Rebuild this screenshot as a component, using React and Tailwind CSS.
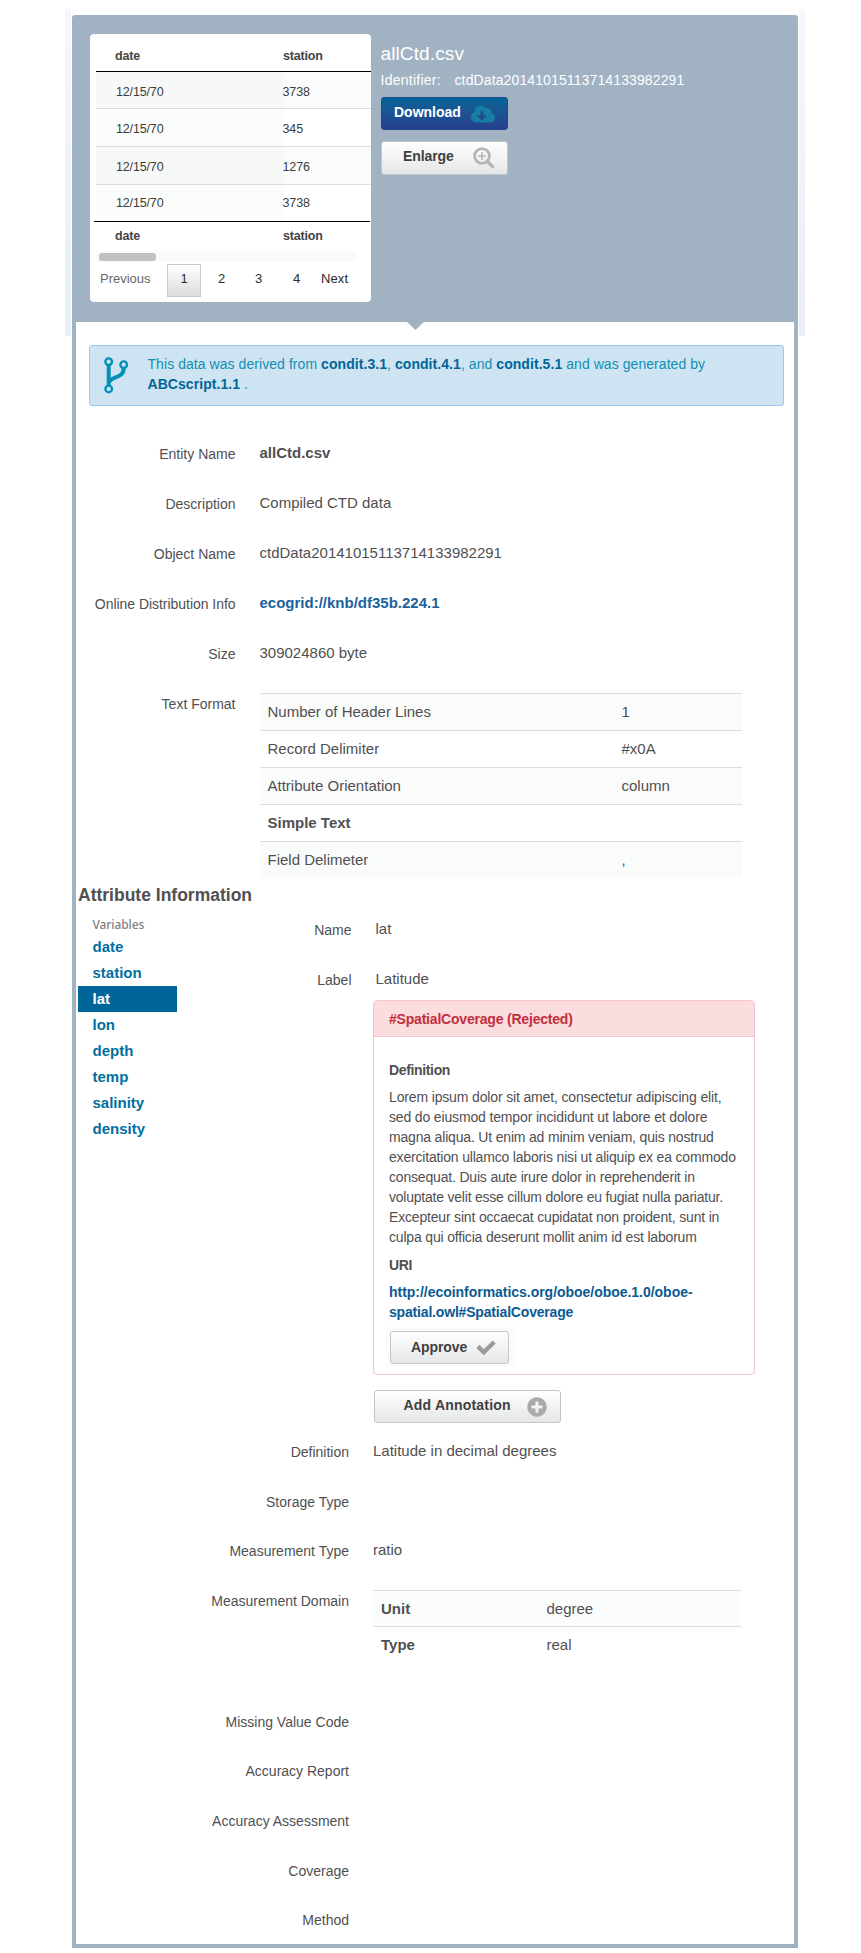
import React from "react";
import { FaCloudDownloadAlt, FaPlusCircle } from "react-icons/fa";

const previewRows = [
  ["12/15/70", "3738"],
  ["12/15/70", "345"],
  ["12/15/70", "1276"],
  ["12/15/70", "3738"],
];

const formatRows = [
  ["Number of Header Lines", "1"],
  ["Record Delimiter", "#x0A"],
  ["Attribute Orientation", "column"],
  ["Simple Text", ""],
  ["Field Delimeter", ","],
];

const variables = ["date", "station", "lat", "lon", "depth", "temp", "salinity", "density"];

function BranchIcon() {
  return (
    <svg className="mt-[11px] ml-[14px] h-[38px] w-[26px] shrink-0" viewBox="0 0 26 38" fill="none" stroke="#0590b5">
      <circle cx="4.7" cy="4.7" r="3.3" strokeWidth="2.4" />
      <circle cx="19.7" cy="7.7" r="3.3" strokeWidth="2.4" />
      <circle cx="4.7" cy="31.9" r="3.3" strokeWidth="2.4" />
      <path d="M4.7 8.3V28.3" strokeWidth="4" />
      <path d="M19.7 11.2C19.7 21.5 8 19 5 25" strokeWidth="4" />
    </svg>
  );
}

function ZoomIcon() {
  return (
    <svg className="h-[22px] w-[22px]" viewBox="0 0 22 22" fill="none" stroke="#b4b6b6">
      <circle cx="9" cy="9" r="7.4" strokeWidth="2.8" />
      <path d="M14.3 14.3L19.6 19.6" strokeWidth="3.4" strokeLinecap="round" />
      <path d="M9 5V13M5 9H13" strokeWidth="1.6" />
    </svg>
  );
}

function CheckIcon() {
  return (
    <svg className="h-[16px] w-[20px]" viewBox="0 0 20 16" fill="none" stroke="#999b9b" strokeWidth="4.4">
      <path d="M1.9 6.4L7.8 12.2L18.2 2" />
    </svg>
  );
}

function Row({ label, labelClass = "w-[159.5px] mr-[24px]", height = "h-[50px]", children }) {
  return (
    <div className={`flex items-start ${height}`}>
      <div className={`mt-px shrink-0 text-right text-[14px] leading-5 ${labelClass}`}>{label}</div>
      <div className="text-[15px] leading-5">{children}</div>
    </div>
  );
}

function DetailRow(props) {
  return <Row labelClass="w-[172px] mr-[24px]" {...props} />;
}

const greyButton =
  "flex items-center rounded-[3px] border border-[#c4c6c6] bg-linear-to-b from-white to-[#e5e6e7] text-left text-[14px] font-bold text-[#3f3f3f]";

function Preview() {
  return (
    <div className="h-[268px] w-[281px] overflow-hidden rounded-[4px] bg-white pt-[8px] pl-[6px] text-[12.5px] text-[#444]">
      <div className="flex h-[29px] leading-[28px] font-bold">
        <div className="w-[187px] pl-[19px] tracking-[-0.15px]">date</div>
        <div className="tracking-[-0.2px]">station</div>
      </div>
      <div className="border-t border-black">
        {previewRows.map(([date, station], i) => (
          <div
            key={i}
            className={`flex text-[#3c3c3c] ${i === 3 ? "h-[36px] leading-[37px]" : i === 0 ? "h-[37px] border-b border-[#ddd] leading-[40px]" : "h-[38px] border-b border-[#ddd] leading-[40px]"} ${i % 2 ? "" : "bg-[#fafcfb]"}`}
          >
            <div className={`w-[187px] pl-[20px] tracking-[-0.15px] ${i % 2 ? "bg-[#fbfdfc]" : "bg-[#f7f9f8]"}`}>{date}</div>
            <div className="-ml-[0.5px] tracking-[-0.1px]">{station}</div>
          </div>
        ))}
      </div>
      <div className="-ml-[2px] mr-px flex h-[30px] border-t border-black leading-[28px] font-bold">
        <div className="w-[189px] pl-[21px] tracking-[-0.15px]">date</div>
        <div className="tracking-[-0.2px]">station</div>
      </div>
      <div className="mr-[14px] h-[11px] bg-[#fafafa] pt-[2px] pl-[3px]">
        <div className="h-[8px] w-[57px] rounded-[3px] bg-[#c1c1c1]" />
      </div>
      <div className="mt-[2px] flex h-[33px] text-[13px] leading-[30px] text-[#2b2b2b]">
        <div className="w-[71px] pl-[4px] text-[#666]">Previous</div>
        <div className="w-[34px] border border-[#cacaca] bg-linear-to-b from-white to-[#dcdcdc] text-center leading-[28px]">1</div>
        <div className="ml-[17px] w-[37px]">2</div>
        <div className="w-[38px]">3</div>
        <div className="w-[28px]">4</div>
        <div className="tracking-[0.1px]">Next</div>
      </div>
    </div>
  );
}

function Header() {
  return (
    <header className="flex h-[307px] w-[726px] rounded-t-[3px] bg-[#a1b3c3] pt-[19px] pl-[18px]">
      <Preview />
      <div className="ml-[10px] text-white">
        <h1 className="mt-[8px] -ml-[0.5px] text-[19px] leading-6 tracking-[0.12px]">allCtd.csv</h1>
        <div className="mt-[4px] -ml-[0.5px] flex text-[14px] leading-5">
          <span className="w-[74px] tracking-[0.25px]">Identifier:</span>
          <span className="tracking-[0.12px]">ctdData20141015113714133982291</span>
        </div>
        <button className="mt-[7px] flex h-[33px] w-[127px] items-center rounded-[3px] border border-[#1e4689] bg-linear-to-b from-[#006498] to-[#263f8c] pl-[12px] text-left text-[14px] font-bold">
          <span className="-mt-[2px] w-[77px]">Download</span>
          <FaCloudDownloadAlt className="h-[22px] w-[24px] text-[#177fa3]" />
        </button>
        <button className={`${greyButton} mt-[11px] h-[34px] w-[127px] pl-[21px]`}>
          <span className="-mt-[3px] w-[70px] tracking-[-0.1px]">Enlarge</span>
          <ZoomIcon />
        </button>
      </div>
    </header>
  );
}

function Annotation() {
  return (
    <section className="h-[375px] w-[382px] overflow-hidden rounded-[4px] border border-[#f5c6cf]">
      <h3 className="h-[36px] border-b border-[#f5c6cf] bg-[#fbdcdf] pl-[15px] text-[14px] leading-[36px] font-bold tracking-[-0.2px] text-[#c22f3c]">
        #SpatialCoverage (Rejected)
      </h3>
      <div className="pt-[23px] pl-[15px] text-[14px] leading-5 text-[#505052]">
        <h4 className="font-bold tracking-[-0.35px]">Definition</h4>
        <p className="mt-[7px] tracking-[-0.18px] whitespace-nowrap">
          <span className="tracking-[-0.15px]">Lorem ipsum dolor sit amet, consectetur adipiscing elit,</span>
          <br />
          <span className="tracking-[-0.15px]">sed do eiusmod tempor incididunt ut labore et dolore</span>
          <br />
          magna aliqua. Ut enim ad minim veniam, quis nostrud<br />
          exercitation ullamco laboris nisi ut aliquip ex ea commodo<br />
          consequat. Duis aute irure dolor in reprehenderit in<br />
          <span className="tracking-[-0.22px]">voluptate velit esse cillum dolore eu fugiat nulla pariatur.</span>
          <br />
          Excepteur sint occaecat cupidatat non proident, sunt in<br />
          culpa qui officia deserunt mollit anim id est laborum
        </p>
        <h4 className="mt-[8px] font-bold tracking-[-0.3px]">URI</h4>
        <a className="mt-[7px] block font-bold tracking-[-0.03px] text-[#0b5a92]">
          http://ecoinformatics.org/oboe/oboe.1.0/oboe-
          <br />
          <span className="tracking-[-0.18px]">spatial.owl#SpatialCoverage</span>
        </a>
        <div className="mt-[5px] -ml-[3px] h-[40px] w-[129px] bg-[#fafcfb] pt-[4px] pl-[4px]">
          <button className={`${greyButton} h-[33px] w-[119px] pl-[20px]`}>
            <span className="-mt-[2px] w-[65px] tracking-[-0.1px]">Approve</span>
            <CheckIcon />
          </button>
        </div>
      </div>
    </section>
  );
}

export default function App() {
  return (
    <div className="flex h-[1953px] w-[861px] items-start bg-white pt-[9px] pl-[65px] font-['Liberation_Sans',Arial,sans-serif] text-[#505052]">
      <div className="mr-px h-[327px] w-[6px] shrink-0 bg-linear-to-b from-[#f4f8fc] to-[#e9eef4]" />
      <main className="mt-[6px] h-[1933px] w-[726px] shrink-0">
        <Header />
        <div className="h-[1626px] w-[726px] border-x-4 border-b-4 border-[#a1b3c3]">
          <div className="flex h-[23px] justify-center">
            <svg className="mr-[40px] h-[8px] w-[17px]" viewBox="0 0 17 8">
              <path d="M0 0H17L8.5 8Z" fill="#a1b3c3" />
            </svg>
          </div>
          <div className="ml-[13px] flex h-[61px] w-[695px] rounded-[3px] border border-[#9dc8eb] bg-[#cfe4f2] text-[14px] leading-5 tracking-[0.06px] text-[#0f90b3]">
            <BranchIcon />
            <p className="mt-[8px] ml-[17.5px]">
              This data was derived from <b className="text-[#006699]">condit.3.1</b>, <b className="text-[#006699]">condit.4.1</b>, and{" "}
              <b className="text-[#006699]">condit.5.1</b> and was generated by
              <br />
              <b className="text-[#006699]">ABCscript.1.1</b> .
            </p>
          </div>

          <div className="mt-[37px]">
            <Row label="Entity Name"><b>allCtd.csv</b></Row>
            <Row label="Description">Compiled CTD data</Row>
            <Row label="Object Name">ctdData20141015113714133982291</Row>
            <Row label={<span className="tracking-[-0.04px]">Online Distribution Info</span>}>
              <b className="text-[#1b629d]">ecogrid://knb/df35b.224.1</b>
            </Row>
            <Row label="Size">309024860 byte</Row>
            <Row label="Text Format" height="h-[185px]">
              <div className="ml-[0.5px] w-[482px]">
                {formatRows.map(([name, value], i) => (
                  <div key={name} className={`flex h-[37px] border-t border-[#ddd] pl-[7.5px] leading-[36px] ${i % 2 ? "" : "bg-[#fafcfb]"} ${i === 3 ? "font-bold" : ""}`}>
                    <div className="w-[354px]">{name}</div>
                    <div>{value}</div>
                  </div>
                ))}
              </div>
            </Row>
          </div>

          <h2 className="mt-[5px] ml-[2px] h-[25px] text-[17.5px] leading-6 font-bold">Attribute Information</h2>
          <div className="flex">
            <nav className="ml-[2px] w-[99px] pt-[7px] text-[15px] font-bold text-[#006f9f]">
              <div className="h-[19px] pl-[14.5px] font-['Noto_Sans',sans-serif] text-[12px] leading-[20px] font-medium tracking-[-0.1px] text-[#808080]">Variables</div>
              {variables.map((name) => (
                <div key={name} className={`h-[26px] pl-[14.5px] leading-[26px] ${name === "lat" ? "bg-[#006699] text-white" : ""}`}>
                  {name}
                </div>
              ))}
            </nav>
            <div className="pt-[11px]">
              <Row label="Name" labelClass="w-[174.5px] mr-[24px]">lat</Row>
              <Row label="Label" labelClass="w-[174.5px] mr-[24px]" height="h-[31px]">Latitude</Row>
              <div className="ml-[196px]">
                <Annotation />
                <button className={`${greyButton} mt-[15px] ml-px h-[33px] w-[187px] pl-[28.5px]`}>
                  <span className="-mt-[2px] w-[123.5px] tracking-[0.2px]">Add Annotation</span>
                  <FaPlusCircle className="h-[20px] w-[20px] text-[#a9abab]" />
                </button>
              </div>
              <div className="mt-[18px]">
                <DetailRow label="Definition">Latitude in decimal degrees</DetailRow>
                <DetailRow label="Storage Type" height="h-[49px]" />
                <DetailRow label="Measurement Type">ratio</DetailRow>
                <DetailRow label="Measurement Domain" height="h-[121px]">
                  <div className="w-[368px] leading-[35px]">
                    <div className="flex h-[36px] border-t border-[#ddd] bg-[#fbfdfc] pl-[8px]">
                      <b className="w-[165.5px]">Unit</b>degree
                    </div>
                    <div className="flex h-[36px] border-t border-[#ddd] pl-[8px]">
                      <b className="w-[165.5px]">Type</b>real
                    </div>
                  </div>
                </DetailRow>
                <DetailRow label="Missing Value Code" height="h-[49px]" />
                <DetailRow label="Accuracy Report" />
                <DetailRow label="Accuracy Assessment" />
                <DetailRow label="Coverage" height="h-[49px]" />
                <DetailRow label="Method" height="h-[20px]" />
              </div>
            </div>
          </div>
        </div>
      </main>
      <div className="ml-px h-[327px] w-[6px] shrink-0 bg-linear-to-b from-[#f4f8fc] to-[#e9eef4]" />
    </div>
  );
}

(Given request):
Print the data above verbatim from the first line through the line holding "rounded-[3px] border border-[#c4c6c6]", leaving every picture out.

(Correct result):
Rebuild this screenshot as a component, using React and Tailwind CSS.
import React from "react";
import { FaCloudDownloadAlt, FaPlusCircle } from "react-icons/fa";

const previewRows = [
  ["12/15/70", "3738"],
  ["12/15/70", "345"],
  ["12/15/70", "1276"],
  ["12/15/70", "3738"],
];

const formatRows = [
  ["Number of Header Lines", "1"],
  ["Record Delimiter", "#x0A"],
  ["Attribute Orientation", "column"],
  ["Simple Text", ""],
  ["Field Delimeter", ","],
];

const variables = ["date", "station", "lat", "lon", "depth", "temp", "salinity", "density"];

function BranchIcon() {
  return (
    <svg className="mt-[11px] ml-[14px] h-[38px] w-[26px] shrink-0" viewBox="0 0 26 38" fill="none" stroke="#0590b5">
      <circle cx="4.7" cy="4.7" r="3.3" strokeWidth="2.4" />
      <circle cx="19.7" cy="7.7" r="3.3" strokeWidth="2.4" />
      <circle cx="4.7" cy="31.9" r="3.3" strokeWidth="2.4" />
      <path d="M4.7 8.3V28.3" strokeWidth="4" />
      <path d="M19.7 11.2C19.7 21.5 8 19 5 25" strokeWidth="4" />
    </svg>
  );
}

function ZoomIcon() {
  return (
    <svg className="h-[22px] w-[22px]" viewBox="0 0 22 22" fill="none" stroke="#b4b6b6">
      <circle cx="9" cy="9" r="7.4" strokeWidth="2.8" />
      <path d="M14.3 14.3L19.6 19.6" strokeWidth="3.4" strokeLinecap="round" />
      <path d="M9 5V13M5 9H13" strokeWidth="1.6" />
    </svg>
  );
}

function CheckIcon() {
  return (
    <svg className="h-[16px] w-[20px]" viewBox="0 0 20 16" fill="none" stroke="#999b9b" strokeWidth="4.4">
      <path d="M1.9 6.4L7.8 12.2L18.2 2" />
    </svg>
  );
}

function Row({ label, labelClass = "w-[159.5px] mr-[24px]", height = "h-[50px]", children }) {
  return (
    <div className={`flex items-start ${height}`}>
      <div className={`mt-px shrink-0 text-right text-[14px] leading-5 ${labelClass}`}>{label}</div>
      <div className="text-[15px] leading-5">{children}</div>
    </div>
  );
}

function DetailRow(props) {
  return <Row labelClass="w-[172px] mr-[24px]" {...props} />;
}

const greyButton =
  "flex items-center rounded-[3px] border border-[#c4c6c6] bg-linear-to-b from-white to-[#e5e6e7] text-left text-[14px] font-bold text-[#3f3f3f]";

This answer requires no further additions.